Having experienced the administration of OKRs on a large and small scale, I think a modern practice is still well-served by them, and much of the benefit is still realised if we’re careful about what they are and what they aren’t. Here are a few suggestions I’d suggest trying if you’re in the nascent stage of OKR method adoption.
First and foremost, you should consider what you’d like to get from OKRs. If you want a lightweight way of tracking objectives and results (or dreams and promises, for that matter!) think about how this would slot into your existing planning practice, if any. If you find yourself getting too far down the nuts and bolts of how to make this happen, remember to keep thinking about the outcome you want and how you’ll measure it (your...Key Result, if you will!). If you lose sight of that, there is always the option to not use OKRs. In the end, it should be a low-overhead augmentation to your existing planning.
There is huge power in naming. If you have an enterprise where the term “OKRs” means essentially nothing and you’re planting that seed, you have the opportunity to do better.
As I intimated above, my personal favourite I’d love to try is ‘Dreams and Promises’. It’s a little unwieldy, but the names fit a little better if we want to be directive about how OKRs are used and people only have the names, or an elevator pitch of what they’re supposed to be. It passes the “Smart person bullshits the details and is mostly correct” test I describe above.

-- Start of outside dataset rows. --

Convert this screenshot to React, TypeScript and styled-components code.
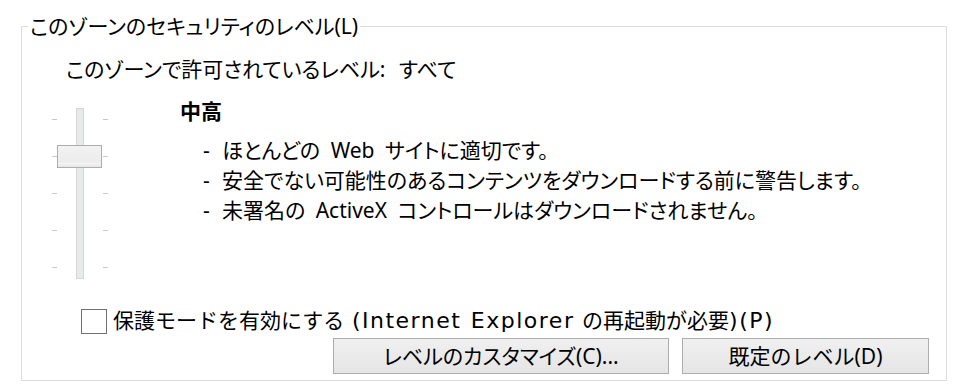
import React from "react";
import styled, { createGlobalStyle } from "styled-components";

const Global = createGlobalStyle`
  html, body { margin: 0; padding: 0; background: #ffffff; }
  body {
    font-family: "Noto Sans", "Noto Sans CJK JP", sans-serif;
    font-size: 21px;
    font-feature-settings: "palt";
    word-spacing: 5px;
    color: #000;
  }
`;

const Page = styled.div`
  width: 956px;
  height: 385px;
  padding-top: 12px;
  box-sizing: border-box;
`;

const Group = styled.fieldset`
  margin: 0 9px 0 21px;
  padding: 0 17px 6px 0;
  border: 1px solid #dcdcdc;
  min-inline-size: 0;
  height: 369px;
  box-sizing: border-box;
  display: flex;
  flex-direction: column;
`;

const Legend = styled.legend`
  margin-left: 6px;
  padding: 0 2px;
  line-height: 28px;
`;

const AllowedText = styled.div`
  margin: 14px 0 0 44px;
  line-height: 30px;
  word-spacing: 8px;
`;

const Main = styled.div`
  display: flex;
  align-items: flex-start;
`;

const SliderBox = styled.div`
  position: relative;
  margin: 24px 0 0 30px;
  width: 56px;
  height: 171px;
  display: flex;
  justify-content: space-between;
`;

const TickColumn = styled.div`
  display: flex;
  flex-direction: column;
  justify-content: space-between;
  padding: 11px 0;
  width: 5px;
`;

const Tick = styled.span`
  display: block;
  width: 5px;
  height: 1px;
  background: #c8c8c8;
`;

const Track = styled.div`
  width: 8px;
  height: 171px;
  box-sizing: border-box;
  border: 1px solid #d6d6d6;
  background: #e7eaea;
`;

const Thumb = styled.div<{ $top: number }>`
  position: absolute;
  left: 5px;
  top: ${(p) => p.$top}px;
  width: 45px;
  height: 23px;
  box-sizing: border-box;
  border: 1px solid #adadad;
  background: linear-gradient(#f2f2f2 0%, #ececec 78%, #f6f6f6 80%, #e6e6e6 100%);
`;

const Desc = styled.div`
  margin: 12px 0 0 72px;
  display: flex;
  flex-direction: column;
`;

const LevelName = styled.div`
  font-weight: 700;
  line-height: 30px;
`;

const Bullets = styled.ul`
  list-style: none;
  margin: 9px 0 0 23px;
  padding: 0;
`;

const Bullet = styled.li`
  display: flex;
  line-height: 30px;
  white-space: nowrap;
`;

const Dash = styled.span`
  width: 19px;
  flex: none;
`;

const CheckRow = styled.label`
  display: flex;
  align-items: center;
  margin: 27px 0 0 59px;
  line-height: 30px;
  gap: 6px;
  white-space: nowrap;
`;

const CheckText = styled.span`
  font-family: "DejaVu Sans", "Noto Sans CJK JP", sans-serif;
  font-feature-settings: normal;
  word-spacing: 1px;
`;

const Latin = styled.span`
  font-size: 22px;
  letter-spacing: 1.5px;
`;

const Box = styled.span`
  width: 26px;
  height: 25px;
  box-sizing: border-box;
  border: 1px solid #707070;
  background: #fff;
  flex: none;
`;

const ButtonRow = styled.div`
  display: flex;
  justify-content: flex-end;
  gap: 13px;
  margin-top: 2px;
`;

const Button = styled.button<{ $w: number; $wide?: boolean }>`
  width: ${(p) => p.$w}px;
  height: 36px;
  box-sizing: border-box;
  border: 1px solid #adadad;
  background: linear-gradient(#f0f0f0, #e5e5e5);
  font-family: inherit;
  font-size: 21px;
  font-feature-settings: ${(p) => (p.$wide ? "normal" : '"palt"')};
  color: #000;
  padding: 0;
  line-height: 34px;
`;

const ticks = [0, 1, 2, 3, 4];

function Slider({ index }: { index: number }) {
  return (
    <SliderBox>
      <TickColumn>
        {ticks.map((t) => (
          <Tick key={t} />
        ))}
      </TickColumn>
      <Track />
      <TickColumn>
        {ticks.map((t) => (
          <Tick key={t} />
        ))}
      </TickColumn>
      <Thumb $top={index * 37} />
    </SliderBox>
  );
}

const bullets = [
  "ほとんどの Web サイトに適切です。",
  "安全でない可能性のあるコンテンツをダウンロードする前に警告します。",
  "未署名の ActiveX コントロールはダウンロードされません。",
];

export default function App() {
  return (
    <Page>
      <Global />
      <Group>
        <Legend>このゾーンのセキュリティのレベル(L)</Legend>
        <AllowedText>このゾーンで許可されているレベル: すべて</AllowedText>
        <Main>
          <Slider index={1} />
          <Desc>
            <LevelName>中高</LevelName>
            <Bullets>
              {bullets.map((b) => (
                <Bullet key={b}>
                  <Dash>-</Dash>
                  <span>{b}</span>
                </Bullet>
              ))}
            </Bullets>
          </Desc>
        </Main>
        <CheckRow>
          <Box />
          <CheckText>
            保護モードを有効にする <Latin>(Internet Explorer</Latin> の再起動が必要<Latin>)(P)</Latin>
          </CheckText>
        </CheckRow>
        <ButtonRow>
          <Button $w={336}>レベルのカスタマイズ(C)...</Button>
          <Button $w={247} $wide>
            既定のレベル(D)
          </Button>
        </ButtonRow>
      </Group>
    </Page>
  );
}
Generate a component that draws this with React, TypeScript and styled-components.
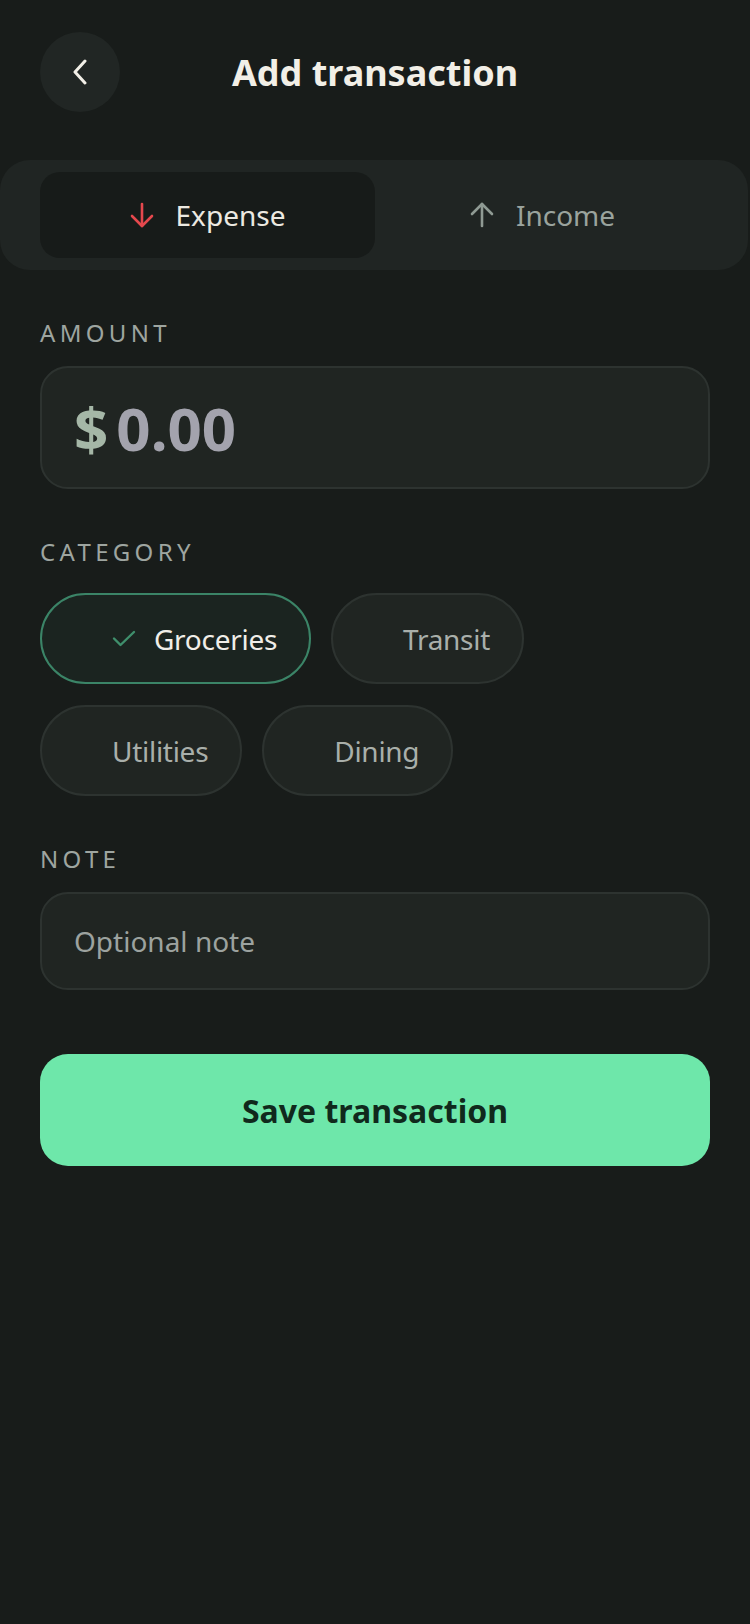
import { useState } from 'react'
import styled, { createGlobalStyle } from 'styled-components'

const GlobalStyle = createGlobalStyle`
  * { box-sizing: border-box; }
  html, body {
    margin: 0;
    padding: 0;
    background: #181c1a;
  }
  body {
    font-family: "Noto Sans", "Open Sans", sans-serif;
    color: #ece9e1;
  }
`

const Page = styled.div`
  min-height: 1624px;
  padding: 32px 40px 0;
  background: #181c1a;
  overflow: hidden;
`

const Header = styled.header`
  display: grid;
  grid-template-columns: 80px 1fr 80px;
  align-items: center;
  height: 80px;
`

const BackBtn = styled.button`
  width: 80px;
  height: 80px;
  border-radius: 50%;
  border: none;
  background: #212624;
  color: #f2efe7;
  display: flex;
  align-items: center;
  justify-content: center;
  padding: 0;
  cursor: pointer;
`

const Title = styled.h1`
  margin: 0;
  text-align: center;
  font-size: 36px;
  font-weight: 700;
  color: #f2efe7;
`

const Toggle = styled.div`
  display: grid;
  grid-template-columns: 1fr 1fr;
  margin: 48px -38px 0 -40px;
  padding: 12px 38px 12px 40px;
  background: #202523;
  border-radius: 30px;
`

const Segment = styled.button<{ $active?: boolean }>`
  height: 86px;
  border: none;
  border-radius: 20px;
  display: flex;
  align-items: center;
  justify-content: center;
  gap: 22px;
  font-family: inherit;
  font-size: 28px;
  background: ${p => (p.$active ? '#171b19' : 'transparent')};
  color: ${p => (p.$active ? '#ece9e1' : '#9aa39d')};
  cursor: pointer;
`

const Label = styled.div`
  margin-top: 47px;
  font-size: 24px;
  line-height: 32px;
  letter-spacing: 0.18em;
  color: #9ea5a0;
`

const AmountBox = styled.div`
  margin-top: 17px;
  height: 123px;
  border: 2px solid #2d3330;
  border-radius: 28px;
  background: #202522;
  display: flex;
  align-items: center;
  gap: 8px;
  padding: 0 32px;
  font-size: 60px;
  font-weight: 700;
  line-height: 1;
`

const Currency = styled.span`
  color: #a5b7a7;
`

const Value = styled.span`
  color: #a3a3ad;
`

const Chips = styled.div`
  margin-top: 25px;
  display: flex;
  flex-wrap: wrap;
  gap: 21px 20px;
`

const Chip = styled.button<{ $selected?: boolean }>`
  height: 91px;
  border-radius: 999px;
  border: 2px solid ${p => (p.$selected ? '#3b8467' : '#2d3330')};
  background: ${p => (p.$selected ? '#1b2420' : '#202522')};
  color: ${p => (p.$selected ? '#f0eee8' : '#a9afaa')};
  display: flex;
  align-items: center;
  gap: 18px;
  padding: 0 32px 0 70px;
  font-family: inherit;
  font-size: 28px;
  letter-spacing: -0.01em;
  cursor: pointer;
`

const NoteInput = styled.input`
  margin-top: 17px;
  width: 100%;
  height: 98px;
  border: 2px solid #2d3330;
  border-radius: 28px;
  background: #202522;
  padding: 0 32px;
  font-family: inherit;
  font-size: 28px;
  color: #ece9e1;
  outline: none;
  &::placeholder {
    color: #9ca29f;
  }
`

const SaveBtn = styled.button`
  margin-top: 64px;
  width: 100%;
  height: 112px;
  border: none;
  border-radius: 28px;
  background: #6ee7aa;
  color: #10291c;
  font-family: inherit;
  font-size: 32px;
  font-weight: 700;
  cursor: pointer;
`

function Arrow({ up, color }: { up?: boolean; color: string }) {
  return (
    <svg width="24" height="26" viewBox="0 0 24 26" fill="none" stroke={color} strokeWidth="2.6" strokeLinecap="round" strokeLinejoin="round"
      style={up ? { transform: 'rotate(180deg)' } : undefined}>
      <path d="M12 2v22" />
      <path d="M2 14l10 10 10-10" />
    </svg>
  )
}

const categories = ['Groceries', 'Transit', 'Utilities', 'Dining']

export default function App() {
  const [type, setType] = useState<'expense' | 'income'>('expense')
  const [category, setCategory] = useState('Groceries')
  const [note, setNote] = useState('')

  return (
    <Page>
      <GlobalStyle />
      <Header>
        <BackBtn aria-label="Back">
          <svg width="16" height="26" viewBox="0 0 16 26" fill="none" stroke="currentColor" strokeWidth="3" strokeLinecap="round" strokeLinejoin="round">
            <path d="M13 2L3 13l10 11" />
          </svg>
        </BackBtn>
        <Title>Add transaction</Title>
        <div />
      </Header>

      <Toggle>
        <Segment $active={type === 'expense'} onClick={() => setType('expense')}>
          <Arrow color="#e5484d" />
          Expense
        </Segment>
        <Segment $active={type === 'income'} onClick={() => setType('income')}>
          <Arrow up color="#8f9a93" />
          Income
        </Segment>
      </Toggle>

      <Label>AMOUNT</Label>
      <AmountBox>
        <Currency>$</Currency>
        <Value>0.00</Value>
      </AmountBox>

      <Label>CATEGORY</Label>
      <Chips>
        {categories.map(c => (
          <Chip key={c} $selected={c === category} onClick={() => setCategory(c)}>
            {c === category && (
              <svg width="24" height="17" viewBox="0 0 24 17" fill="none" stroke="#3f8f6c" strokeWidth="2.4" strokeLinecap="round" strokeLinejoin="round">
                <path d="M2 8.5l6.5 6.5L22 2" />
              </svg>
            )}
            {c}
          </Chip>
        ))}
      </Chips>

      <Label>NOTE</Label>
      <NoteInput placeholder="Optional note" value={note} onChange={e => setNote(e.target.value)} />

      <SaveBtn>Save transaction</SaveBtn>
    </Page>
  )
}
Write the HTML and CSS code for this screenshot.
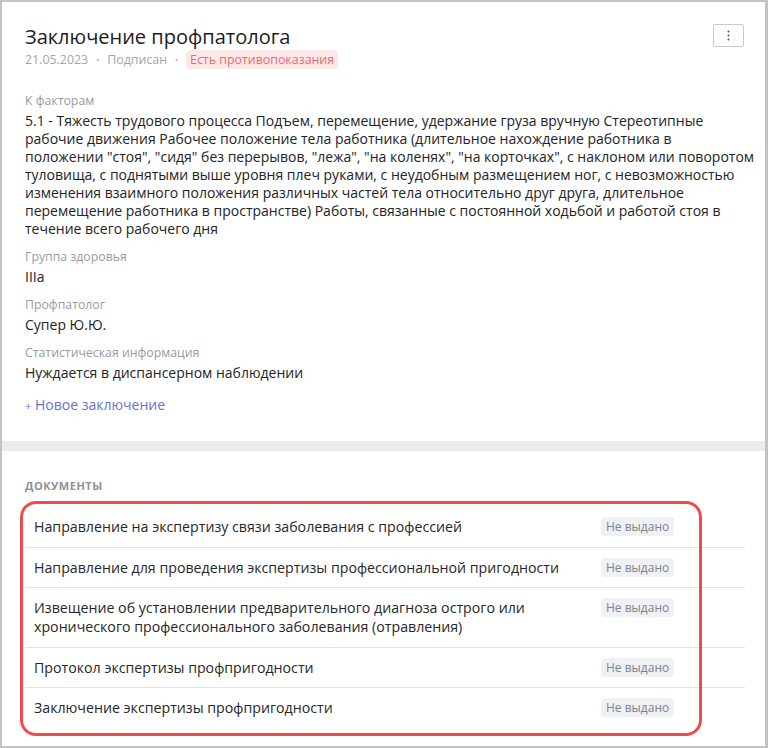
FILE: index.html
```html
<!DOCTYPE html>
<html lang="ru">
<head>
<meta charset="utf-8">
<title>Заключение профпатолога</title>
<link rel="stylesheet" href="styles.css">
</head>
<body>
<div class="page">
  <section class="card">
    <div class="head">
      <div class="head-main">
        <h1 class="title">Заключение профпатолога</h1>
        <div class="meta">
          <span>21.05.2023</span>
          <span class="dot">•</span>
          <span>Подписан</span>
          <span class="dot">•</span>
          <span class="tag-danger">Есть противопоказания</span>
        </div>
      </div>
      <button class="kebab" type="button" aria-label="Меню">
        <svg width="3" height="11" viewBox="0 0 3 11"><circle cx="1.5" cy="1.5" r="1" fill="#555"/><circle cx="1.5" cy="5.5" r="1" fill="#555"/><circle cx="1.5" cy="9.5" r="1" fill="#555"/></svg>
      </button>
    </div>

    <div class="fields">
      <div class="field">
        <div class="label">К факторам</div>
        <div class="value">5.1 - Тяжесть трудового процесса Подъем, перемещение, удержание груза вручную Стереотипные<br>рабочие движения Рабочее положение тела работника (длительное нахождение работника в<br>положении "стоя", "сидя" без перерывов, "лежа", "на коленях", "на корточках", с наклоном или поворотом<br>туловища, с поднятыми выше уровня плеч руками, с неудобным размещением ног, с невозможностью<br>изменения взаимного положения различных частей тела относительно друг друга, длительное<br>перемещение работника в пространстве) Работы, связанные с постоянной ходьбой и работой стоя в<br>течение всего рабочего дня</div>
      </div>
      <div class="field">
        <div class="label">Группа здоровья</div>
        <div class="value">IIIа</div>
      </div>
      <div class="field">
        <div class="label">Профпатолог</div>
        <div class="value">Супер Ю.Ю.</div>
      </div>
      <div class="field">
        <div class="label">Статистическая информация</div>
        <div class="value">Нуждается в диспансерном наблюдении</div>
      </div>
    </div>
    <a class="add-link" href="#"><span class="plus">+</span> Новое заключение</a>
  </section>

  <div class="band"></div>

  <section class="docs">
    <h2 class="docs-title">Документы</h2>
    <div class="doc-list">
      <div class="highlight"></div>
      <div class="doc-row">
        <div class="doc-name">Направление на экспертизу связи заболевания с профессией</div>
        <div class="doc-status"><span class="tag-muted">Не выдано</span></div>
      </div>
      <div class="doc-row">
        <div class="doc-name">Направление для проведения экспертизы профессиональной пригодности</div>
        <div class="doc-status"><span class="tag-muted">Не выдано</span></div>
      </div>
      <div class="doc-row">
        <div class="doc-name">Извещение об установлении предварительного диагноза острого или хронического профессионального заболевания (отравления)</div>
        <div class="doc-status"><span class="tag-muted">Не выдано</span></div>
      </div>
      <div class="doc-row">
        <div class="doc-name">Протокол экспертизы профпригодности</div>
        <div class="doc-status"><span class="tag-muted">Не выдано</span></div>
      </div>
      <div class="doc-row">
        <div class="doc-name">Заключение экспертизы профпригодности</div>
        <div class="doc-status"><span class="tag-muted">Не выдано</span></div>
      </div>
    </div>
  </section>
</div>
</body>
</html>
```

FILE: styles.css
```css
* { box-sizing: border-box; }

html, body {
  margin: 0;
  padding: 0;
}

body {
  background: #c3c3c3;
  font-family: "Open Sans", "Noto Sans", sans-serif;
  color: #222326;
  padding: 2px 3px 2px 2px;
  height: 748px;
  overflow: hidden;
}

.page {
  background: #ffffff;
  height: 744px;
  overflow: hidden;
}

.card {
  padding: 22px 6px 26px 23px;
}

.head {
  display: flex;
  justify-content: space-between;
  align-items: flex-start;
  padding-right: 15px;
}

.title {
  margin: 0;
  font-size: 20px;
  line-height: 26px;
  font-weight: 500;
  color: #1c1c1e;
}

.meta {
  display: flex;
  align-items: center;
  gap: 8px;
  height: 19px;
  font-size: 12.4px;
  color: #a2a3aa;
}

.dot {
  font-size: 8px;
  color: #a2a3aa;
}

.tag-danger {
  background: #fde8e9;
  color: #e66c6f;
  border-radius: 4px;
  padding: 0 4px;
  line-height: 19px;
}

.kebab {
  width: 31px;
  height: 23px;
  border: 1px solid #c9c9cc;
  border-radius: 2px;
  background: #fff;
  padding: 0;
  display: flex;
  align-items: center;
  justify-content: center;
}

.fields {
  margin-top: 23px;
}

.field {
  margin-bottom: 10px;
}

.label {
  font-size: 12.3px;
  line-height: 18px;
  color: #9a9ba1;
  margin-bottom: 2px;
}

.value {
  font-size: 14px;
  line-height: 18px;
  color: #222326;
}

.add-link {
  display: inline-block;
  margin-top: 4px;
  font-size: 14px;
  line-height: 18px;
  color: #6b6fd9;
  text-decoration: none;
}

.plus {
  font-size: 11px;
}

.band {
  height: 10px;
  background: #ebecee;
}

.docs {
  padding: 27px 20px 0 23px;
}

.docs-title {
  margin: 0 0 13px;
  font-size: 11px;
  line-height: 16px;
  font-weight: 700;
  letter-spacing: 0.5px;
  text-transform: uppercase;
  color: #8e9096;
}

.doc-list {
  position: relative;
}

.doc-row {
  display: grid;
  grid-template-columns: 1fr 144px;
  column-gap: 12px;
  padding: 10px 0 10.5px 9px;
  border-bottom: 1px solid #e3e3e5;
}

.doc-row:last-child {
  border-bottom: none;
}

.doc-name {
  font-size: 14.2px;
  line-height: 19px;
  color: #26272b;
}

.doc-status {
  display: flex;
  align-items: flex-start;
}

.tag-muted {
  background: #f0f1f4;
  color: #7d8190;
  font-size: 12px;
  line-height: 19px;
  padding: 0 5px;
  border-radius: 4px;
}

.highlight {
  position: absolute;
  left: -5px;
  top: -6px;
  width: 682px;
  height: 235px;
  border: 3px solid #f24a4a;
  border-radius: 16px;
  pointer-events: none;
}
```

What are your team’s dreams?
How likely are you to say that your team’s dreams are to do the business as usual tactical stuff? Not likely, and that’s good because those generally don’t belong in OKRs. How likely are you to say that your team dreams of doing some short-term project that’s been shoe-horned into a quarter-cadence project so we can call it a ‘dream’? Also unlikely, for the same reason. Can you think of something you dream of more? Can you take that quarter-long project and tie it to something more meaningful?
Similarly, If you say your team ‘promises’ to ‘make progress’ on some deliverable, does that sound like a good-quality promise? Is it a promise you’d accept as being meaningful if someone promised you they’d do it? ‘Make progress’ promises nothing, and promising it is counter-productive to the point of having OKRs as an expectation-setting tool.
If you think of OKRs as being the root of your team’s direction and planning focus, I respectfully advise you to think again! Being definite about the direction you’re taking and the incremental outcomes within a given planning cycle are crucial to high-quality outcomes, but these are not by themselves driven by the quality of your OKRs - they are a function of the quality of your planning and prioritisation exercise, and your own leadership in setting a direction for the team (or how you marshal your own time, for individual OKRs).
Rather than thinking about how you’re going to take a set of promises you’ve made and get them done in a quarter, approach what you’re going to do holistically, and think of OKRs as an artifact you should just be able to get your existing planning tooling to spit out. If you end up having to negotiate dropping or adding OKRs, this is essentially an interface into your planning - any amendments to your OKRs are a side-effect of that.